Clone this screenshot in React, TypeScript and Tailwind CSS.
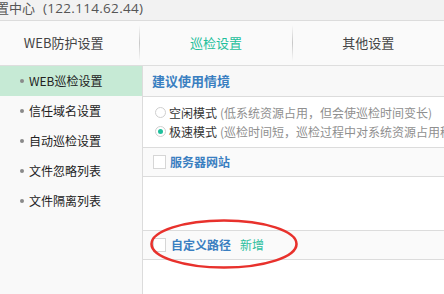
import React from "react";

const menu = ["WEB巡检设置", "信任域名设置", "自动巡检设置", "文件忽略列表", "文件隔离列表"];

function Radio({ checked }: { checked?: boolean }) {
  return (
    <span className="w-[11px] h-[11px] rounded-full border border-[#cfcfcf] bg-white flex items-center justify-center shrink-0">
      {checked && <span className="w-[5px] h-[5px] rounded-full bg-[#1fbf9c]" />}
    </span>
  );
}

function Checkbox() {
  return <span className="w-[13px] h-[14px] border border-[#d6d6d6] bg-white shrink-0" />;
}

export default function App() {
  return (
    <div className="w-[444px] h-[294px] overflow-hidden bg-white relative font-['Noto_Sans_CJK_SC',sans-serif]">
      {/* title bar */}
      <div className="h-[21px] bg-[#f2f2f2] border-b border-[#dcdcdc] overflow-hidden">
        <span className="block ml-[-4px] text-[13px] leading-[15px] text-[#555] whitespace-nowrap">
          置中心
          <span className="ml-[8px] font-['Open_Sans',sans-serif] text-[13.5px] tracking-[0.3px]">(122.114.62.44)</span>
        </span>
      </div>

      {/* tabs */}
      <div className="h-[45px] bg-[#fafafa] border-b border-[#dedede] flex ml-[-12px]">
        <div className="w-[154px] flex items-center justify-center text-[13px] text-[#444]">WEB防护设置</div>
        <div className="w-px my-[4px] bg-gradient-to-b from-transparent via-[#c8c8c8] to-transparent" />
        <div className="w-[154px] flex items-center justify-center text-[13px] text-[#1fbf9c]">巡检设置</div>
        <div className="w-px my-[4px] bg-gradient-to-b from-transparent via-[#c8c8c8] to-transparent" />
        <div className="w-[154px] flex items-center justify-center text-[13px] text-[#444]">其他设置</div>
      </div>

      <div className="flex h-[228px]">
        {/* sidebar */}
        <div className="w-[143px] bg-[#f9f9f9] border-r border-[#dcdcdc] shrink-0">
          {menu.map((m, i) => (
            <div
              key={m}
              className={`h-[30px] flex items-center pl-[20px] gap-[5px] text-[12px] text-[#222] ${i === 0 ? "bg-[#c6ead5]" : ""}`}
            >
              <span className="w-[4px] h-[4px] rounded-full bg-[#8a8a8a]" />
              {m}
            </div>
          ))}
        </div>

        {/* main */}
        <div className="flex-1 flex flex-col">
          <div className="h-[31px] bg-[#f8f8f8] border-b border-[#dcdcdc] flex items-center pl-[9px] text-[13px] font-semibold text-[#3a7fc1]">
            建议使用情境
          </div>
          <div className="h-[51px] border-b border-[#dcdcdc] pt-[6px] pl-[12px] text-[12px] whitespace-nowrap">
            <div className="h-[19px] flex items-center gap-[3px]">
              <Radio />
              <span className="text-[#333]">空闲模式</span>
              <span className="text-[#8f8f8f]">(低系统资源占用，但会使巡检时间变长)</span>
            </div>
            <div className="h-[19px] flex items-center gap-[3px]">
              <Radio checked />
              <span className="text-[#333]">极速模式</span>
              <span className="text-[#8f8f8f]">(巡检时间短，巡检过程中对系统资源占用稍高)</span>
            </div>
          </div>
          <div className="h-[29px] bg-[#fafafa] border-b border-[#dcdcdc] flex items-center pl-[10px] gap-[4px] text-[12px]">
            <Checkbox />
            <span className="font-semibold text-[#3a7fc1]">服务器网站</span>
          </div>
          <div className="h-[54px] border-b border-[#dcdcdc]" />
          <div className="h-[29px] bg-[#fafafa] border-b border-[#dcdcdc] flex items-center pl-[10px] text-[12px] relative">
            <Checkbox />
            <span className="ml-[5px] font-semibold text-[#3a7fc1]">自定义路径</span>
            <span className="ml-[9px] text-[#2dbf9f]">新增</span>
            <svg className="absolute left-[6px] top-[-13px]" width="150" height="52" viewBox="0 0 150 52">
              <ellipse cx="75" cy="26" rx="72.5" ry="23.5" fill="none" stroke="#e8312c" strokeWidth="2.6" />
            </svg>
          </div>
          <div className="flex-1" />
        </div>
      </div>
    </div>
  );
}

──────────────────────────────

> Short task
Reproduce the data verbatim. Do not carry any picture into the copy.

> In response
Clone this screenshot in React, TypeScript and Tailwind CSS.
import React from "react";

const menu = ["WEB巡检设置", "信任域名设置", "自动巡检设置", "文件忽略列表", "文件隔离列表"];

function Radio({ checked }: { checked?: boolean }) {
  return (
    <span className="w-[11px] h-[11px] rounded-full border border-[#cfcfcf] bg-white flex items-center justify-center shrink-0">
      {checked && <span className="w-[5px] h-[5px] rounded-full bg-[#1fbf9c]" />}
    </span>
  );
}

function Checkbox() {
  return <span className="w-[13px] h-[14px] border border-[#d6d6d6] bg-white shrink-0" />;
}

export default function App() {
  return (
    <div className="w-[444px] h-[294px] overflow-hidden bg-white relative font-['Noto_Sans_CJK_SC',sans-serif]">
      {/* title bar */}
      <div className="h-[21px] bg-[#f2f2f2] border-b border-[#dcdcdc] overflow-hidden">
        <span className="block ml-[-4px] text-[13px] leading-[15px] text-[#555] whitespace-nowrap">
          置中心
          <span className="ml-[8px] font-['Open_Sans',sans-serif] text-[13.5px] tracking-[0.3px]">(122.114.62.44)</span>
        </span>
      </div>

      {/* tabs */}
      <div className="h-[45px] bg-[#fafafa] border-b border-[#dedede] flex ml-[-12px]">
        <div className="w-[154px] flex items-center justify-center text-[13px] text-[#444]">WEB防护设置</div>
        <div className="w-px my-[4px] bg-gradient-to-b from-transparent via-[#c8c8c8] to-transparent" />
        <div className="w-[154px] flex items-center justify-center text-[13px] text-[#1fbf9c]">巡检设置</div>
        <div className="w-px my-[4px] bg-gradient-to-b from-transparent via-[#c8c8c8] to-transparent" />
        <div className="w-[154px] flex items-center justify-center text-[13px] text-[#444]">其他设置</div>
      </div>

      <div className="flex h-[228px]">
        {/* sidebar */}
        <div className="w-[143px] bg-[#f9f9f9] border-r border-[#dcdcdc] shrink-0">
          {menu.map((m, i) => (
            <div
              key={m}
              className={`h-[30px] flex items-center pl-[20px] gap-[5px] text-[12px] text-[#222] ${i === 0 ? "bg-[#c6ead5]" : ""}`}
            >
              <span className="w-[4px] h-[4px] rounded-full bg-[#8a8a8a]" />
              {m}
            </div>
          ))}
        </div>

        {/* main */}
        <div className="flex-1 flex flex-col">
          <div className="h-[31px] bg-[#f8f8f8] border-b border-[#dcdcdc] flex items-center pl-[9px] text-[13px] font-semibold text-[#3a7fc1]">
            建议使用情境
          </div>
          <div className="h-[51px] border-b border-[#dcdcdc] pt-[6px] pl-[12px] text-[12px] whitespace-nowrap">
            <div className="h-[19px] flex items-center gap-[3px]">
              <Radio />
              <span className="text-[#333]">空闲模式</span>
              <span className="text-[#8f8f8f]">(低系统资源占用，但会使巡检时间变长)</span>
            </div>
            <div className="h-[19px] flex items-center gap-[3px]">
              <Radio checked />
              <span className="text-[#333]">极速模式</span>
              <span className="text-[#8f8f8f]">(巡检时间短，巡检过程中对系统资源占用稍高)</span>
            </div>
          </div>
          <div className="h-[29px] bg-[#fafafa] border-b border-[#dcdcdc] flex items-center pl-[10px] gap-[4px] text-[12px]">
            <Checkbox />
            <span className="font-semibold text-[#3a7fc1]">服务器网站</span>
          </div>
          <div className="h-[54px] border-b border-[#dcdcdc]" />
          <div className="h-[29px] bg-[#fafafa] border-b border-[#dcdcdc] flex items-center pl-[10px] text-[12px] relative">
            <Checkbox />
            <span className="ml-[5px] font-semibold text-[#3a7fc1]">自定义路径</span>
            <span className="ml-[9px] text-[#2dbf9f]">新增</span>
            <svg className="absolute left-[6px] top-[-13px]" width="150" height="52" viewBox="0 0 150 52">
              <ellipse cx="75" cy="26" rx="72.5" ry="23.5" fill="none" stroke="#e8312c" strokeWidth="2.6" />
            </svg>
          </div>
          <div className="flex-1" />
        </div>
      </div>
    </div>
  );
}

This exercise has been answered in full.